Dispensou os amigos que o queriam acompanhar a bordo e embarcou mais cedo na companhia de Frei Alexandre e José Lourenço, que iam para Roma estudar. Apressado, inexperiente, João Baptista não comera absolutamente nada e quando entrou na câmara do capitão, que o acolhera, encontrou em cima da mesa dois cestos de ginjas garrafais. Consigo imaginar tão bem a satisfação com que comeu delas e a surpresa com que enjoou logo a seguir por causa do frio e dos balanços da nau. Foi tanta a aflição que correu para a amurada, branco como a cal, deitando fora tudo o que comera. Maior foi o susto que teve quando via que era vermelho tudo quanto lançava às águas, e imaginou que lhe teria rebentado alguma veia com a força e a violência do incómodo. Só depois, quando sentiu algum alívio, conseguiu lembrar-se que eram as ginjas que tinha comido… Fraco, com as pernas a tremer, deixou-se escorregar pela amurada e ali ficou com um nevoeiro fininho a semear contas nos cabelos encaracolados. Pelas onze horas já o sol brilhava e ele acordava do sonho que tivera, uma visão de naus e velas, mouros e piratas, atravessando o azul fundo do Mediterrâneo. Fiquei mais descansada quando o ouvi rir, olhos brilhantes, coração de ouro, recuperada a agilidade, prometendo aos companheiros que aquele seria o primeiro episódio do seu diário.
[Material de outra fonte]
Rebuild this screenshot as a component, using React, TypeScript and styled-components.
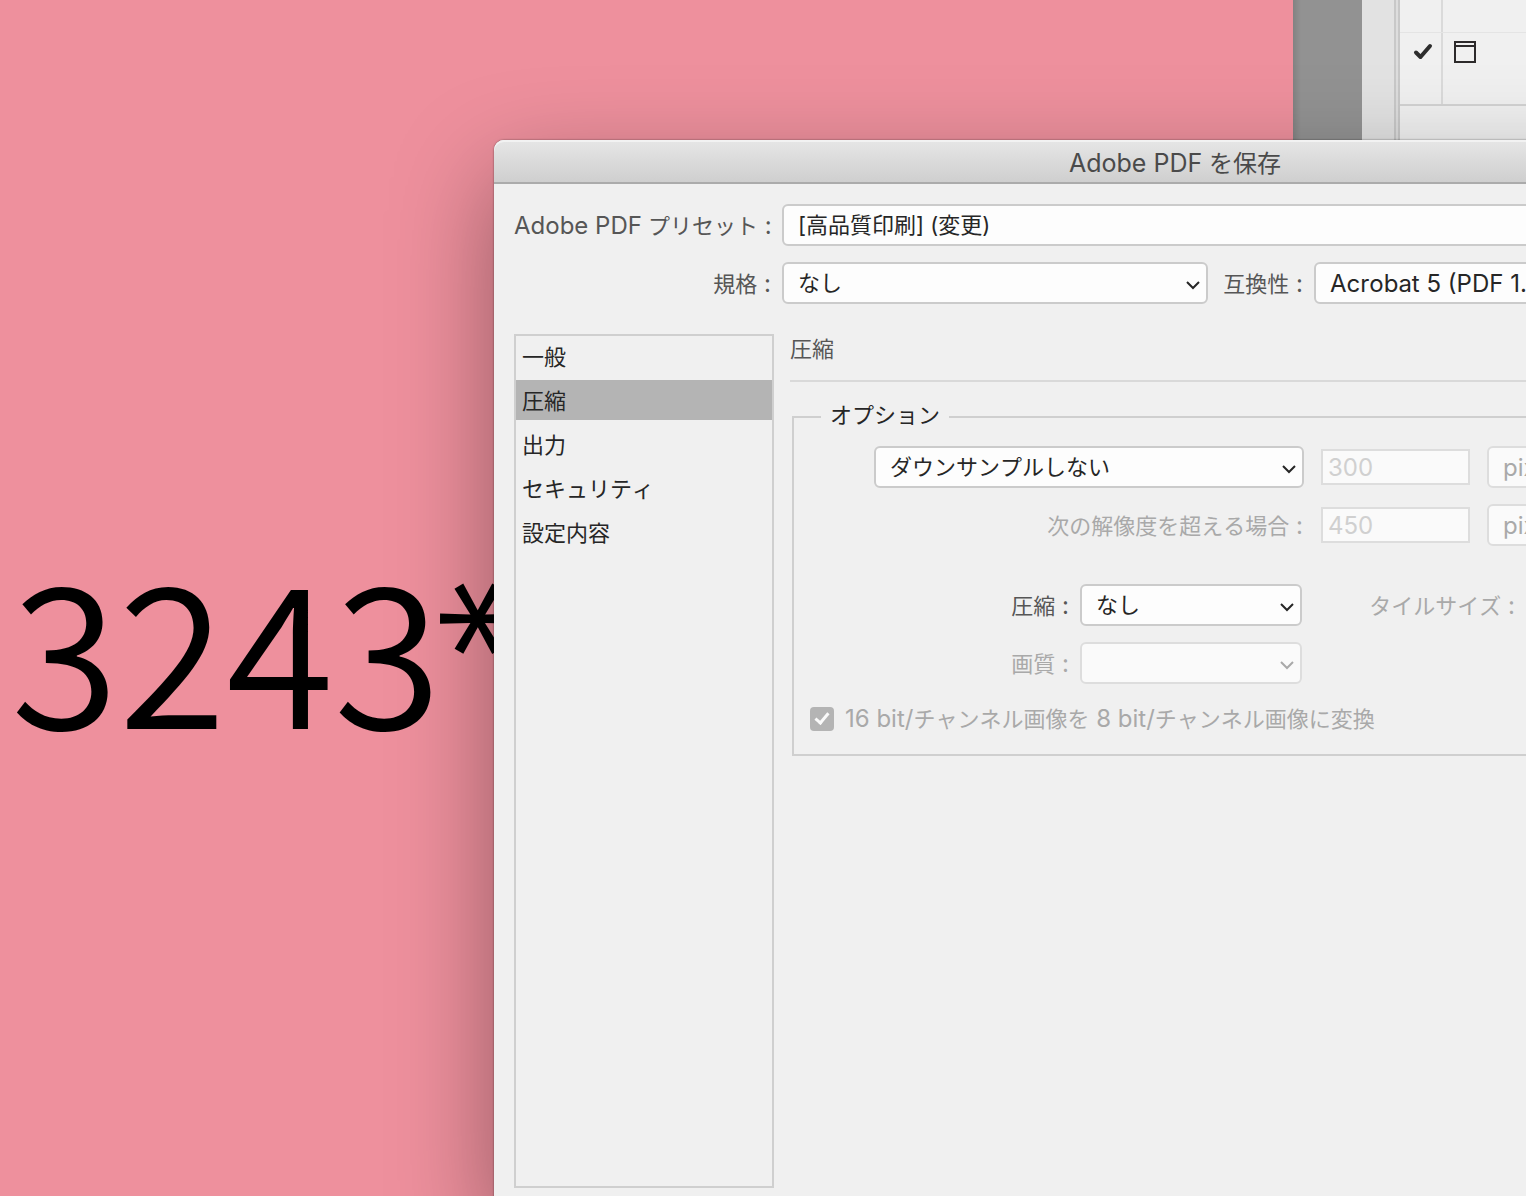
import React, { useId, useState } from "react";
import styled, { createGlobalStyle } from "styled-components";

const UI_FONT = `Inter, "Noto Sans CJK JP", sans-serif`;

const GlobalStyle = createGlobalStyle`
  *, *::before, *::after { box-sizing: border-box; }
  body { margin: 0; font-family: ${UI_FONT}; font-size: 22px; line-height: 32px; font-kerning: none; color: #262626; }
`;

/* Workspace behind the dialog */

const Desktop = styled.div`
  position: relative;
  display: flex;
  height: 100vh;
  overflow: hidden;
  background: #f0f0f0;
`;

const Artboard = styled.main`
  position: relative;
  flex: 1;
  background: #ee909d;
`;

const ArtText = styled.div`
  position: absolute;
  left: 11px;
  top: 544px;
  font-family: "Noto Sans CJK JP", sans-serif;
  font-size: 196px;
  font-weight: 350;
  line-height: 200px;
  color: #000;
  white-space: nowrap;
`;

const Asterisk = styled.span`
  display: inline-block;
  margin-left: -24px;
  font-family: Inter, sans-serif;
  font-size: 184px;
  font-weight: 300;
  line-height: 200px;
  vertical-align: top;
  transform: rotate(30deg);
`;

const Pasteboard = styled.div`
  width: 69px;
  background: linear-gradient(to right, #828282, #929292 8px);
`;

const DockGutter = styled.div`
  width: 38px;
  background: #e2e2e2;
  border-right: 2px solid #c8c8c8;
  display: flex;
  justify-content: flex-end;

  &::after {
    content: "";
    width: 4px;
    border-left: 2px solid #c8c8c8;
    background: #dddddd;
  }
`;

const Panel = styled.aside`
  width: 126px;
  background: #f0f0f0;
`;

const PanelRow = styled.div<{ $tall?: boolean }>`
  display: flex;
  height: ${(p) => (p.$tall ? 73 : 33)}px;
  border-bottom: ${(p) => (p.$tall ? "2px solid #d2d2d2" : "1px solid #e4e4e4")};
`;

const PanelCell = styled.div<{ $lead?: boolean }>`
  width: ${(p) => (p.$lead ? 43 : 83)}px;
  padding: 8px 0 0 ${(p) => (p.$lead ? 13 : 11)}px;
  border-right: ${(p) => (p.$lead ? "2px solid #dadada" : "none")};

  svg {
    display: block;
  }
`;

/* Dialog */

const Dialog = styled.section`
  position: absolute;
  left: 494px;
  top: 140px;
  width: 1362px;
  background: #f0f0f0;
  border-radius: 10px;
  box-shadow: 0 0 2px rgba(0, 0, 0, 0.55), 0 36px 100px rgba(0, 0, 0, 0.38);
`;

const TitleBar = styled.header`
  height: 44px;
  border-bottom: 2px solid #ababab;
  border-radius: 10px 10px 0 0;
  background: linear-gradient(#e6e6e6, #cfcfcf);
  box-shadow: inset 0 2px 0 #f2f2f2;
`;

const Title = styled.h1`
  margin: 0;
  font-size: 24px;
  line-height: 46px;
  font-weight: 400;
  text-align: center;
  color: #4a4a4a;
`;

const DialogBody = styled.div`
  display: flex;
  flex-direction: column;
  gap: 30px;
  padding: 20px;
`;

const Latin = styled.span<{ $size?: number }>`
  font-size: ${(p) => p.$size ?? 24}px;
`;

const Stack = styled.div<{ $gap: number }>`
  display: flex;
  flex-direction: column;
  gap: ${(p) => p.$gap}px;
`;

const Row = styled.div<{ $gap?: number; $indent?: number }>`
  display: flex;
  align-items: center;
  height: 42px;
  gap: ${(p) => p.$gap ?? 10}px;
  padding-left: ${(p) => p.$indent ?? 0}px;
`;

const Label = styled.label<{ $width?: number; $dim?: boolean }>`
  flex: none;
  width: ${(p) => (p.$width ? `${p.$width}px` : "auto")};
  padding: 1px 1px 0 0;
  text-align: right;
  white-space: nowrap;
  color: ${(p) => (p.$dim ? "#a9a9a9" : "#565656")};
`;

const SelectBox = styled.div<{ $width?: number }>`
  position: relative;
  flex: ${(p) => (p.$width ? "none" : 1)};
  width: ${(p) => (p.$width ? `${p.$width}px` : "auto")};
  height: 42px;
`;

const NativeSelect = styled.select<{ $size: number }>`
  appearance: none;
  display: block;
  width: 100%;
  height: 42px;
  margin: 0;
  padding: 0 36px 0 14px;
  border: 2px solid #cbcbcb;
  border-radius: 6px;
  background: #fdfdfd;
  font-family: ${UI_FONT};
  font-size: ${(p) => p.$size}px;
  font-kerning: none;
  color: #262626;

  &:disabled {
    opacity: 1;
    color: #a9a9a9;
    border-color: #dddddd;
    background: #fafafa;
  }
`;

const Chevron = styled.svg<{ $dim?: boolean }>`
  position: absolute;
  right: 8px;
  top: 18px;
  width: 14px;
  height: 10px;
  fill: none;
  stroke: ${(p) => (p.$dim ? "#a9a9a9" : "#262626")};
  stroke-width: 2;
  pointer-events: none;
`;

const NumberField = styled.input`
  flex: none;
  width: 149px;
  height: 36px;
  margin: 0;
  padding: 0 5px;
  border: 2px solid #dddddd;
  border-radius: 0;
  background: #fafafa;
  font-family: ${UI_FONT};
  font-size: 24px;
  color: #d0d0d0;
`;

const Columns = styled.div`
  display: flex;
  gap: 16px;
`;

const CategoryList = styled.nav`
  flex: none;
  display: flex;
  flex-direction: column;
  gap: 4px;
  width: 260px;
  height: 854px;
  border: 2px solid #cfcfcf;
`;

const CategoryButton = styled.button`
  height: 40px;
  padding: 2px 6px 0;
  border: 0;
  background: none;
  font-family: ${UI_FONT};
  font-size: 22px;
  line-height: 32px;
  font-kerning: none;
  text-align: left;
  color: #262626;

  &[aria-current="true"] {
    background: #b4b4b4;
  }
`;

const Content = styled.div`
  flex: 1;
  min-width: 0;
`;

const SectionTitle = styled.h2`
  margin: 0 0 18px;
  height: 48px;
  border-bottom: 2px solid #d9d9d9;
  font-size: 22px;
  line-height: 30px;
  font-weight: 400;
  color: #565656;
`;

const OptionGroup = styled.fieldset`
  margin: 0 0 0 2px;
  padding: 12px 16px 16px;
  border: 2px solid #cfcfcf;
`;

const Legend = styled.legend`
  margin-left: 11px;
  padding: 0 9px 4px;
  line-height: 30px;
`;

const CheckRow = styled.label`
  display: flex;
  align-items: center;
  gap: 11px;
  height: 38px;
  color: #a9a9a9;
  white-space: pre;
`;

const CheckBox = styled.input`
  appearance: none;
  display: grid;
  place-items: center;
  width: 24px;
  height: 24px;
  margin: 0;
  border-radius: 4px;
  background: #b4b4b4;

  &:checked::after {
    content: "";
    width: 8px;
    height: 14px;
    margin-top: -4px;
    border: solid #fafafa;
    border-width: 0 3px 3px 0;
    transform: rotate(40deg);
  }
`;

type SelectProps = {
  id?: string;
  name?: string;
  value: string;
  width?: number;
  size?: number;
  disabled?: boolean;
};

function Select({ id, name, value, width, size = 22, disabled }: SelectProps) {
  return (
    <SelectBox $width={width}>
      <NativeSelect id={id} aria-label={name} $size={size} disabled={disabled} defaultValue={value}>
        <option value={value}>{value}</option>
      </NativeSelect>
      <Chevron $dim={disabled} viewBox="0 0 14 10" aria-hidden="true">
        <path d="M1 2 7 8l6-6" />
      </Chevron>
    </SelectBox>
  );
}

const Colon = () => <Latin> :</Latin>;

const CATEGORIES = ["一般", "圧縮", "出力", "セキュリティ", "設定内容"];

function LayersPanel() {
  return (
    <Panel>
      <PanelRow>
        <PanelCell $lead />
      </PanelRow>
      <PanelRow $tall>
        <PanelCell $lead>
          <svg width="20" height="20" viewBox="0 0 20 20" fill="none" stroke="#2d2d2d" strokeWidth="4" strokeLinecap="round" strokeLinejoin="round" aria-hidden="true">
            <path d="M3 11.5 7.5 16 17 5" />
          </svg>
        </PanelCell>
        <PanelCell>
          <svg width="22" height="22" viewBox="0 0 22 22" fill="none" stroke="#2d2a2b" strokeWidth="2" aria-hidden="true">
            <path d="M1 1h20v20H1zM1 5h20" />
          </svg>
        </PanelCell>
      </PanelRow>
    </Panel>
  );
}

export default function App() {
  const uid = useId();
  const [category, setCategory] = useState("圧縮");

  return (
    <Desktop>
      <GlobalStyle />
      <Artboard>
        <ArtText>
          3243<Asterisk>*</Asterisk>
        </ArtText>
      </Artboard>
      <Pasteboard />
      <DockGutter />
      <LayersPanel />

      <Dialog role="dialog" aria-labelledby={`${uid}title`}>
        <TitleBar>
          <Title id={`${uid}title`}>
            <Latin $size={25}>Adobe PDF</Latin> を保存
          </Title>
        </TitleBar>
        <DialogBody>
          <Stack $gap={16}>
            <Row>
              <Label $width={258} htmlFor={`${uid}preset`}>
                <Latin>Adobe PDF</Latin> プリセット
                <Colon />
              </Label>
              <Select id={`${uid}preset`} value="[高品質印刷] (変更)" />
            </Row>
            <Row>
              <Label $width={258} htmlFor={`${uid}standard`}>
                規格
                <Colon />
              </Label>
              <Select id={`${uid}standard`} value="なし" width={426} />
              <Label $width={86} htmlFor={`${uid}compat`}>
                互換性
                <Colon />
              </Label>
              <Select id={`${uid}compat`} value="Acrobat 5 (PDF 1.4)" size={24} />
            </Row>
          </Stack>

          <Columns>
            <CategoryList>
              {CATEGORIES.map((name) => (
                <CategoryButton key={name} type="button" aria-current={name === category} onClick={() => setCategory(name)}>
                  {name}
                </CategoryButton>
              ))}
            </CategoryList>

            <Content>
              <SectionTitle>圧縮</SectionTitle>
              <OptionGroup>
                <Legend>オプション</Legend>
                <Stack $gap={38}>
                  <Stack $gap={16}>
                    <Row $gap={17} $indent={64}>
                      <Select name="サンプリング方法" value="ダウンサンプルしない" width={430} />
                      <NumberField aria-label="解像度" defaultValue="300" disabled />
                      <Select name="解像度の単位" value="pixel/inch" width={200} size={24} disabled />
                    </Row>
                    <Row $gap={17}>
                      <Label $width={494} $dim htmlFor={`${uid}limit`}>
                        次の解像度を超える場合
                        <Colon />
                      </Label>
                      <NumberField id={`${uid}limit`} defaultValue="450" disabled />
                      <Select name="上限の単位" value="pixel/inch" width={200} size={24} disabled />
                    </Row>
                  </Stack>
                  <Stack $gap={16}>
                    <Row>
                      <Label $width={260} htmlFor={`${uid}method`}>
                        圧縮
                        <Colon />
                      </Label>
                      <Select id={`${uid}method`} value="なし" width={222} />
                      <Label $width={204} $dim htmlFor={`${uid}tile`}>
                        タイルサイズ
                        <Colon />
                      </Label>
                      <NumberField id={`${uid}tile`} disabled />
                    </Row>
                    <Row>
                      <Label $width={260} $dim htmlFor={`${uid}quality`}>
                        画質
                        <Colon />
                      </Label>
                      <Select id={`${uid}quality`} value="" width={222} disabled />
                    </Row>
                    <CheckRow>
                      <CheckBox type="checkbox" defaultChecked disabled />
                      <span>
                        <Latin>16 bit/</Latin>チャンネル画像を<Latin> 8 bit/</Latin>チャンネル画像に変換
                      </span>
                    </CheckRow>
                  </Stack>
                </Stack>
              </OptionGroup>
            </Content>
          </Columns>
        </DialogBody>
      </Dialog>
    </Desktop>
  );
}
Passado pouco tempo, a Grislel levantou âncora. João Baptista lembrou-se das despedidas do Padre Vieira, das suas tiradas retóricas, e naquela hora de alguma forma se arrependeu de, por sua vontade, querer sentir tantas saudades da pátria e da família. Mas não teve grande tempo para saudades… tudo era novo e sobre tudo e todos deitou o seu olhar curioso. Chegou a Génova no primeiro de agosto, seguiu por terra, visitou Pisa e Florença e foi enganado pelo caleceiro que tinha contratado e que o conduziu a Liorne e não a Roma. Lá chegou ao seu destino, aborrecido com tanta malvadez, mas de coração aberto a uma cidade que lhe preencheu cada dia que permaneceu nela.

Foi este diário que levei comigo para Roma e que usei dois meses seguidos. Foi este olhar que me guiou e não falhou nem uma vez. Também escrevi um diário, sentada nas ruas, nas escadas das igrejas, nas fontes e nos muros… perdi-o, fatalmente. E assim ninguém se vai tomar de amores por mim, está visto.